## [What the task requires]
Only the span from the line containing "Reproduce this screenshot" down to the line containing "size-[13px] appearance-none border" is to be printed, exactly and inclusively, with pictures omitted.

--- Begin Material supplied ---

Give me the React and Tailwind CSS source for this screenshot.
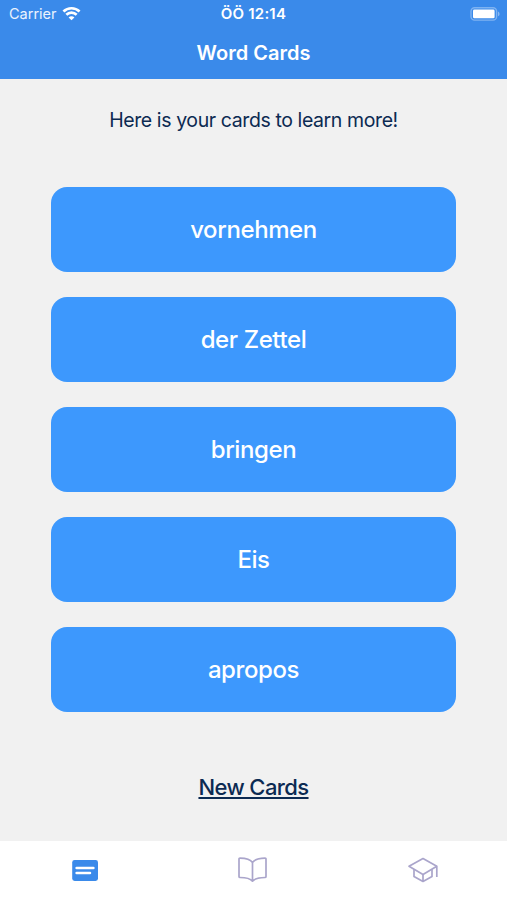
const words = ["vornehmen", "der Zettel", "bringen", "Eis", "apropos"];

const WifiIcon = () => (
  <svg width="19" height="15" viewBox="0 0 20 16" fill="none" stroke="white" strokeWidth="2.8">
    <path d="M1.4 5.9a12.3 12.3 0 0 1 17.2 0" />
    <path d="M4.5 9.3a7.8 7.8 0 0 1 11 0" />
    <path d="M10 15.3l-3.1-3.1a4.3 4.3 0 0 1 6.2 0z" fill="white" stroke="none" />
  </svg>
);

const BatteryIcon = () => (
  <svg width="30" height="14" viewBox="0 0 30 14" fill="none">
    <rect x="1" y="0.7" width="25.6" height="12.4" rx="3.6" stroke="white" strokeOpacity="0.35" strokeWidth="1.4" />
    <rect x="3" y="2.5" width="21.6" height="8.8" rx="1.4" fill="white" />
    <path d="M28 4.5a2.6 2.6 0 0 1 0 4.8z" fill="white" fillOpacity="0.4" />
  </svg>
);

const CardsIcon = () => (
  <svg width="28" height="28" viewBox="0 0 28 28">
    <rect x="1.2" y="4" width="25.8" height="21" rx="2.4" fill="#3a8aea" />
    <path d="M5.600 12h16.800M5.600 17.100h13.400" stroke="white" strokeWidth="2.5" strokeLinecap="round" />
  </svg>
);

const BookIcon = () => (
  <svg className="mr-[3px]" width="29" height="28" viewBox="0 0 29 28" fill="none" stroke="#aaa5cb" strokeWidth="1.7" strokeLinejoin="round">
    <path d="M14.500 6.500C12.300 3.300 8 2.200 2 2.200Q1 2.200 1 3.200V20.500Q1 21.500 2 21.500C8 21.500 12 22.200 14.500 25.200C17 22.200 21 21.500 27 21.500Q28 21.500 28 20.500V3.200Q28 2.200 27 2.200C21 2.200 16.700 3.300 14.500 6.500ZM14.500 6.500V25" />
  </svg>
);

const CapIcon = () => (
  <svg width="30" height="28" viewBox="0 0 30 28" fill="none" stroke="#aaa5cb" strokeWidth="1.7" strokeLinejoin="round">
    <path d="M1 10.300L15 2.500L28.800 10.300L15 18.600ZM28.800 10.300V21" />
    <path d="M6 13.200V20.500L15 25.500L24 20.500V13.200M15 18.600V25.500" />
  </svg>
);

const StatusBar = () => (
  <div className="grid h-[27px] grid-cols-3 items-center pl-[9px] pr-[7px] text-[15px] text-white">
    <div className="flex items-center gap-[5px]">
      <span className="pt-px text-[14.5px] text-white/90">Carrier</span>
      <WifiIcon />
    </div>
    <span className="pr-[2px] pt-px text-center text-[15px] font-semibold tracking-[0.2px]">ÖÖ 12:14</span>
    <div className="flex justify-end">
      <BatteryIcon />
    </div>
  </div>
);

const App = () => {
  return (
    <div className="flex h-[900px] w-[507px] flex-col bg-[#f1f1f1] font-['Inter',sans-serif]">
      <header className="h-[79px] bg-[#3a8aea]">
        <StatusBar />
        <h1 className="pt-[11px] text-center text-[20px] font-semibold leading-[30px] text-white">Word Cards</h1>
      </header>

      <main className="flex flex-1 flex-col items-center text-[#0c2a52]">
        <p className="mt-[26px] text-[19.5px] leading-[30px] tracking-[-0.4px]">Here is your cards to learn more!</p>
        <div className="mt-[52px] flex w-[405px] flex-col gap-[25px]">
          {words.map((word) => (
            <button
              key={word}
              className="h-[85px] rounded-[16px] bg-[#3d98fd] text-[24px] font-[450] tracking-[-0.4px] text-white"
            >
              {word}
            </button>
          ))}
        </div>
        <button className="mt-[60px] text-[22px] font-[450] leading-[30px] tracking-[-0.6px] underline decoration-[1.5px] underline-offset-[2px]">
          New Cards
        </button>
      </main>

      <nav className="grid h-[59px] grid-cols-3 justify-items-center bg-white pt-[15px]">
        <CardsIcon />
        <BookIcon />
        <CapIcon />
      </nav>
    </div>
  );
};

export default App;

--- End Material supplied ---
--- Begin Material supplied ---

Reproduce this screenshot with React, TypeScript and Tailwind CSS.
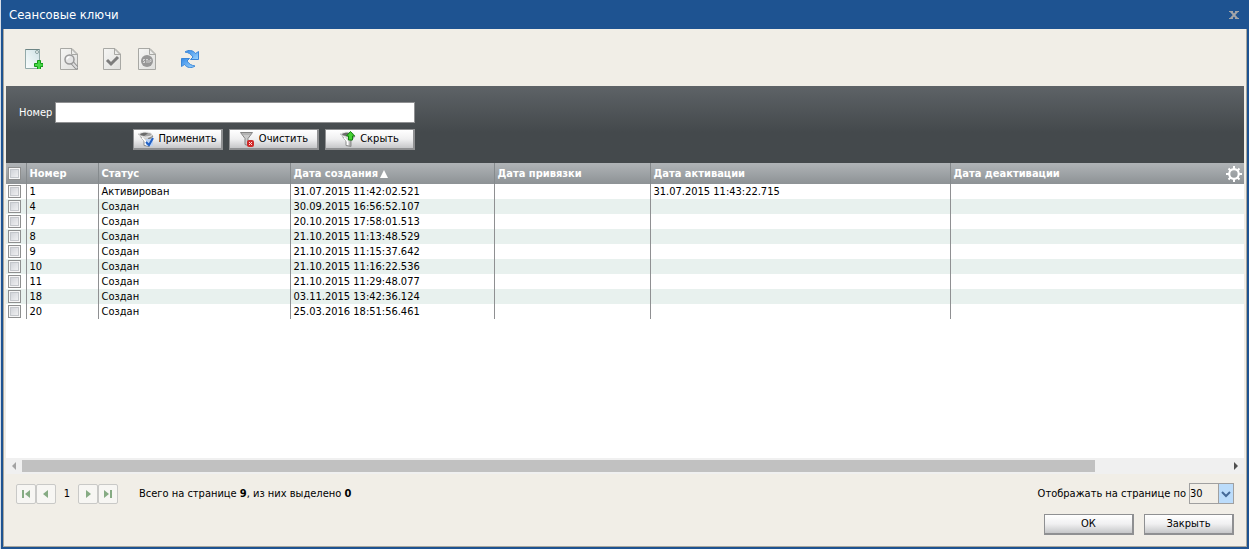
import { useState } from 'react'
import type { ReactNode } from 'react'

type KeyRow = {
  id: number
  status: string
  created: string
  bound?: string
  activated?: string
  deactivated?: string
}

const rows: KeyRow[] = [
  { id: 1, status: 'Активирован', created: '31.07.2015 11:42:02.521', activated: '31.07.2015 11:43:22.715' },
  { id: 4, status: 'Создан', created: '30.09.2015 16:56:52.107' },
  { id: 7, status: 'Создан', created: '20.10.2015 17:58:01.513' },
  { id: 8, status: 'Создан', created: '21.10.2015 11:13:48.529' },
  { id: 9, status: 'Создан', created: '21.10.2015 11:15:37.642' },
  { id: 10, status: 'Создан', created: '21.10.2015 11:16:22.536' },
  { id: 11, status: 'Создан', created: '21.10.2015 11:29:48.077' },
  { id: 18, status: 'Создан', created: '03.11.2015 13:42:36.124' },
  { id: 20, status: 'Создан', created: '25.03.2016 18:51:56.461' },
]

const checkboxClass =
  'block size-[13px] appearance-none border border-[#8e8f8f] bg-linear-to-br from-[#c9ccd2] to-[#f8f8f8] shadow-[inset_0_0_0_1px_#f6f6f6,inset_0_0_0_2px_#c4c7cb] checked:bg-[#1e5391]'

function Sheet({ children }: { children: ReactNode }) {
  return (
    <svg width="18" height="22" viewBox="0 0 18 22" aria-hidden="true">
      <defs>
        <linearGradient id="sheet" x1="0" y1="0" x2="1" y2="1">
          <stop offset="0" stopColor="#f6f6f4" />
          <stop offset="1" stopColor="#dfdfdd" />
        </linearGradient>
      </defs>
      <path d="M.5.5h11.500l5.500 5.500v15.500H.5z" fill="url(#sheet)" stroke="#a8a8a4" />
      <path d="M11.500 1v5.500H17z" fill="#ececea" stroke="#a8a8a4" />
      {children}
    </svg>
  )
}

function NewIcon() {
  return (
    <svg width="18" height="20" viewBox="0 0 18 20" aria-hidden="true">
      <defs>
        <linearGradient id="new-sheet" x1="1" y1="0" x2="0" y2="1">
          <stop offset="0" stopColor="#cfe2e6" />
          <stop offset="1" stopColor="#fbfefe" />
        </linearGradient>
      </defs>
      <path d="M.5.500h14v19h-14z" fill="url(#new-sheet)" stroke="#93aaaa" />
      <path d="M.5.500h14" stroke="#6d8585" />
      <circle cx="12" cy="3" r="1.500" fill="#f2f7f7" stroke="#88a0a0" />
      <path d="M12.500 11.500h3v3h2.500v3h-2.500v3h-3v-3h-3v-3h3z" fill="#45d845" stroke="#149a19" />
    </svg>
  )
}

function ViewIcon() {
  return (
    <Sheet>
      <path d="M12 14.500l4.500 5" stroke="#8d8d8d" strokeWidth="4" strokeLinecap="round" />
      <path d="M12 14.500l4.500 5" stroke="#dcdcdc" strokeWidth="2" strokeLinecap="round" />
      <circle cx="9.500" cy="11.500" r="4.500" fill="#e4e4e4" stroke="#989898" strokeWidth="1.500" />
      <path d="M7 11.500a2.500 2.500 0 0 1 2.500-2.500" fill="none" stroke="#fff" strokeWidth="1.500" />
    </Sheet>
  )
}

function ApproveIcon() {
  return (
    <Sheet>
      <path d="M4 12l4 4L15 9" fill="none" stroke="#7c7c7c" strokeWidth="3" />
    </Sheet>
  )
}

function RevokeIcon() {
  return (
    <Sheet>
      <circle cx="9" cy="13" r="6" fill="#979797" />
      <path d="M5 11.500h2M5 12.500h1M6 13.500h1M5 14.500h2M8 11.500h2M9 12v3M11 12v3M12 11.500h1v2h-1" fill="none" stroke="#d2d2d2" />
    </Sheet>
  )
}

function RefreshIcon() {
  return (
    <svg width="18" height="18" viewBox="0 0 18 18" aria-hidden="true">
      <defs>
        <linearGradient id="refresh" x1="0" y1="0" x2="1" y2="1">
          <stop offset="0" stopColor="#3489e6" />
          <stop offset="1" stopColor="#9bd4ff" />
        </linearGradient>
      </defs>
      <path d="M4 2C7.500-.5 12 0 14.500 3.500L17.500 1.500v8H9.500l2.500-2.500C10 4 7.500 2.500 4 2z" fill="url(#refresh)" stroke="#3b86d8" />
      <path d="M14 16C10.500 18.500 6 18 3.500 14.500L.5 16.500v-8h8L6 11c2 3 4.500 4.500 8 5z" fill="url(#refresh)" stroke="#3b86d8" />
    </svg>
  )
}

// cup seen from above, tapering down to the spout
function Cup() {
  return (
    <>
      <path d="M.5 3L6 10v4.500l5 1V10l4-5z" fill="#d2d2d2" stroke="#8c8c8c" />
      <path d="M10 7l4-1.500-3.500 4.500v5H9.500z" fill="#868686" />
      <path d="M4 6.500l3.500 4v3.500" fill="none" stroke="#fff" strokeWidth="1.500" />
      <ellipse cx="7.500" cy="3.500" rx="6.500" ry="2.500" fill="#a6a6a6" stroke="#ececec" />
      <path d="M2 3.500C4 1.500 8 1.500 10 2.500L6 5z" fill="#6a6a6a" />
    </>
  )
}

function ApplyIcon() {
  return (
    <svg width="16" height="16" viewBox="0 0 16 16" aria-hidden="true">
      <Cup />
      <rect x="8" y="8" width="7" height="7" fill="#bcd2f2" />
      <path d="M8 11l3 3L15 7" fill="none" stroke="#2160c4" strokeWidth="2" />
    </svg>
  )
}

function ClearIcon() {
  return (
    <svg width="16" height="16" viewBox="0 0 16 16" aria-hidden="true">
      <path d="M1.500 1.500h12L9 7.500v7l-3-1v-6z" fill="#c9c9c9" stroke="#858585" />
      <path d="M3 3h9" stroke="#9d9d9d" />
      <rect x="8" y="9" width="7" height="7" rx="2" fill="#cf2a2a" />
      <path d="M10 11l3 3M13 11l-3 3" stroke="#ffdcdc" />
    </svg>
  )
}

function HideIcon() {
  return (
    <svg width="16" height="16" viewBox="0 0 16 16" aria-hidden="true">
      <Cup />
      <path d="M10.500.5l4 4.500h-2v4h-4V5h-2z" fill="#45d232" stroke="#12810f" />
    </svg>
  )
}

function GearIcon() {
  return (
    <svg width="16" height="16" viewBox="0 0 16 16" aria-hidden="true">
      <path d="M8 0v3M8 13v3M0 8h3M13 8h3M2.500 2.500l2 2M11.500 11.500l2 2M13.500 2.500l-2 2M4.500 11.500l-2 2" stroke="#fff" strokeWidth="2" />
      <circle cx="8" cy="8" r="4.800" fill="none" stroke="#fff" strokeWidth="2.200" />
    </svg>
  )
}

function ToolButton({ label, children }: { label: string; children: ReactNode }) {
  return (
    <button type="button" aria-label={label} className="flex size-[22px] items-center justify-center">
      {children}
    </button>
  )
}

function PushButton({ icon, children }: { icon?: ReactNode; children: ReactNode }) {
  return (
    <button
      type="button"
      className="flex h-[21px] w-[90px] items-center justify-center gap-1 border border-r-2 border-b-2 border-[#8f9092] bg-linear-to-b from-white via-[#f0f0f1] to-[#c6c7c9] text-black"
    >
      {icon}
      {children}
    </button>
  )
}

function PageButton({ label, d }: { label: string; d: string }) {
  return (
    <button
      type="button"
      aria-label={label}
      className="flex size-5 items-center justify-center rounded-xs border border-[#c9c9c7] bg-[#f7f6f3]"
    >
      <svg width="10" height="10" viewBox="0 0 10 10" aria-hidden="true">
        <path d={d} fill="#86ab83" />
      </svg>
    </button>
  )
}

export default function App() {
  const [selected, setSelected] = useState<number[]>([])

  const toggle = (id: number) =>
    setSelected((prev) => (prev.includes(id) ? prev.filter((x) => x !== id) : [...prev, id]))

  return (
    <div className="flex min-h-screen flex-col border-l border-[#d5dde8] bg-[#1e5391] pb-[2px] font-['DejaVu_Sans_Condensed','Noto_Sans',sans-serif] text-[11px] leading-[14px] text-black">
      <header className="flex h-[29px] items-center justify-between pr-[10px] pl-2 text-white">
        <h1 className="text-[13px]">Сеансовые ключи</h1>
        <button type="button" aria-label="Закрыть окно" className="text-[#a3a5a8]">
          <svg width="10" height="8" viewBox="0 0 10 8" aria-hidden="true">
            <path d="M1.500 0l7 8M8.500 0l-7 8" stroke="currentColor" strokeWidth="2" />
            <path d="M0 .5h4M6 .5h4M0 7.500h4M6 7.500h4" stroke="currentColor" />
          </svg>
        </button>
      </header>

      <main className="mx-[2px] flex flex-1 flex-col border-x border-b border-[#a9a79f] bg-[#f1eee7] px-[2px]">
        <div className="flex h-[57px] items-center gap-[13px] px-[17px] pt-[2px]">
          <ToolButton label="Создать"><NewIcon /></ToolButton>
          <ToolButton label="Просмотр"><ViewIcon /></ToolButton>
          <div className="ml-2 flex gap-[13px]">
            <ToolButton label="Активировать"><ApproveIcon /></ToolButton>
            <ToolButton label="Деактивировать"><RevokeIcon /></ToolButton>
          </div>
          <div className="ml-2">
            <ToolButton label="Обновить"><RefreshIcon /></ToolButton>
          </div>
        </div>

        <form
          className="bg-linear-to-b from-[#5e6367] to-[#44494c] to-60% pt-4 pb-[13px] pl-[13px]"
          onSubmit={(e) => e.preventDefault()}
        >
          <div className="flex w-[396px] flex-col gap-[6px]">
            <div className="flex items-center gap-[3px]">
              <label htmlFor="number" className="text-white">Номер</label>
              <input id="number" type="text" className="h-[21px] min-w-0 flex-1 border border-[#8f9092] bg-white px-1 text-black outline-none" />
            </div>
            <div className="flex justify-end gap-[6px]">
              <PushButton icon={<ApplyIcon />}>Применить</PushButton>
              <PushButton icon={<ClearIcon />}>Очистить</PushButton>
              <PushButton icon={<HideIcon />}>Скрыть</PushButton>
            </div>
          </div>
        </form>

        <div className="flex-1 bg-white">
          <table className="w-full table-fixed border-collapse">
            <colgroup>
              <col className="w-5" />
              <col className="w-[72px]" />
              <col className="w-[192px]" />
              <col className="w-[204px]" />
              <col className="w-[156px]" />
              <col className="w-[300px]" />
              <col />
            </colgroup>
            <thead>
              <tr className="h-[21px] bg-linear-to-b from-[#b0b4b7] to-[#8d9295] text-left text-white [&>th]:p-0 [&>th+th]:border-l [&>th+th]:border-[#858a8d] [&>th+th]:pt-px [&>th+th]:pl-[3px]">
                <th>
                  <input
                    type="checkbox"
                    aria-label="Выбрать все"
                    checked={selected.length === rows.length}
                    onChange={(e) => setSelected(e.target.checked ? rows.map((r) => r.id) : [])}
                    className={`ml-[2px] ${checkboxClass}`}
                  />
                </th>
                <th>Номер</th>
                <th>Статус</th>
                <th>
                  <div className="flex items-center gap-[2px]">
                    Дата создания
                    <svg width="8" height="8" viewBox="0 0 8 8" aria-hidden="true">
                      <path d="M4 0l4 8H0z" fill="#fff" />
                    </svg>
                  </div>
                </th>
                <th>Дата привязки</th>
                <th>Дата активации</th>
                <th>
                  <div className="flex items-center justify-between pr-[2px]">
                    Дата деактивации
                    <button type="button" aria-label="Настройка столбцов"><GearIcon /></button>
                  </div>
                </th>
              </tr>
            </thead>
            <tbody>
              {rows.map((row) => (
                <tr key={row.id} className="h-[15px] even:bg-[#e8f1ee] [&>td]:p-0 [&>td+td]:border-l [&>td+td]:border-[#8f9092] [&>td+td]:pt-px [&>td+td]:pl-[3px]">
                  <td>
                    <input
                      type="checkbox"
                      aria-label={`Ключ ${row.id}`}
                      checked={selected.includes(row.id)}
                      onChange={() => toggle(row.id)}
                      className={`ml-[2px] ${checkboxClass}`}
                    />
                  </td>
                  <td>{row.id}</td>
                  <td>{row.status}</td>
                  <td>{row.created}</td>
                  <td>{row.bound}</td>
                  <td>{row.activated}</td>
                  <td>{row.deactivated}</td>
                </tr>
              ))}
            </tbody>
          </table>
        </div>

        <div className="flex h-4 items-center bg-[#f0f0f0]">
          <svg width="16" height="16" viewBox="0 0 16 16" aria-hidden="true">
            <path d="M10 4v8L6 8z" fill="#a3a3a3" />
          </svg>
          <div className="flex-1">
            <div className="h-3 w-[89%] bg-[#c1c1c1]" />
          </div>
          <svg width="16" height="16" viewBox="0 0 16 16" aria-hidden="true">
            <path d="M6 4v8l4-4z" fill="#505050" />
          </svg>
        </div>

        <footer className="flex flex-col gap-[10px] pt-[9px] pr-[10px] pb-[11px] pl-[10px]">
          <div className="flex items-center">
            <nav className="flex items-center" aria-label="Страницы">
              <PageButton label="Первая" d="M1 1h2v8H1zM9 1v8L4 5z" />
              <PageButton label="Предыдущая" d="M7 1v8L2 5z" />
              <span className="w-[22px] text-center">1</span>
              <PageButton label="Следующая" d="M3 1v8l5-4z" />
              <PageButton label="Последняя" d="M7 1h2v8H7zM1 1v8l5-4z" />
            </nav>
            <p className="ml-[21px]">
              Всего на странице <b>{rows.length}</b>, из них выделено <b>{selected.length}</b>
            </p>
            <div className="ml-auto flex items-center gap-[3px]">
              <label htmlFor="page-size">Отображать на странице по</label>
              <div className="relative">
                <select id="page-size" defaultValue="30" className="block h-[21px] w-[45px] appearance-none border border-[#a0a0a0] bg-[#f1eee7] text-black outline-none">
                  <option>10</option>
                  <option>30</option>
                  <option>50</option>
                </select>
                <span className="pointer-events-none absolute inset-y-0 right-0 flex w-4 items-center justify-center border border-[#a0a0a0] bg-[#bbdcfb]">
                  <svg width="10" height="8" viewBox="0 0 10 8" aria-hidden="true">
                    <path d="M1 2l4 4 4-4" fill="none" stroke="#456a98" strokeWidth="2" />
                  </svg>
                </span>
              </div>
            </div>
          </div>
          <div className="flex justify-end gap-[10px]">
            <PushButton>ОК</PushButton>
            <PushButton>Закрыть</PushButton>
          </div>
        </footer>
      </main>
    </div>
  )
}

--- End Material supplied ---

## [Answer to this task]
Reproduce this screenshot with React, TypeScript and Tailwind CSS.
import { useState } from 'react'
import type { ReactNode } from 'react'

type KeyRow = {
  id: number
  status: string
  created: string
  bound?: string
  activated?: string
  deactivated?: string
}

const rows: KeyRow[] = [
  { id: 1, status: 'Активирован', created: '31.07.2015 11:42:02.521', activated: '31.07.2015 11:43:22.715' },
  { id: 4, status: 'Создан', created: '30.09.2015 16:56:52.107' },
  { id: 7, status: 'Создан', created: '20.10.2015 17:58:01.513' },
  { id: 8, status: 'Создан', created: '21.10.2015 11:13:48.529' },
  { id: 9, status: 'Создан', created: '21.10.2015 11:15:37.642' },
  { id: 10, status: 'Создан', created: '21.10.2015 11:16:22.536' },
  { id: 11, status: 'Создан', created: '21.10.2015 11:29:48.077' },
  { id: 18, status: 'Создан', created: '03.11.2015 13:42:36.124' },
  { id: 20, status: 'Создан', created: '25.03.2016 18:51:56.461' },
]

const checkboxClass =
  'block size-[13px] appearance-none border border-[#8e8f8f] bg-linear-to-br from-[#c9ccd2] to-[#f8f8f8] shadow-[inset_0_0_0_1px_#f6f6f6,inset_0_0_0_2px_#c4c7cb] checked:bg-[#1e5391]'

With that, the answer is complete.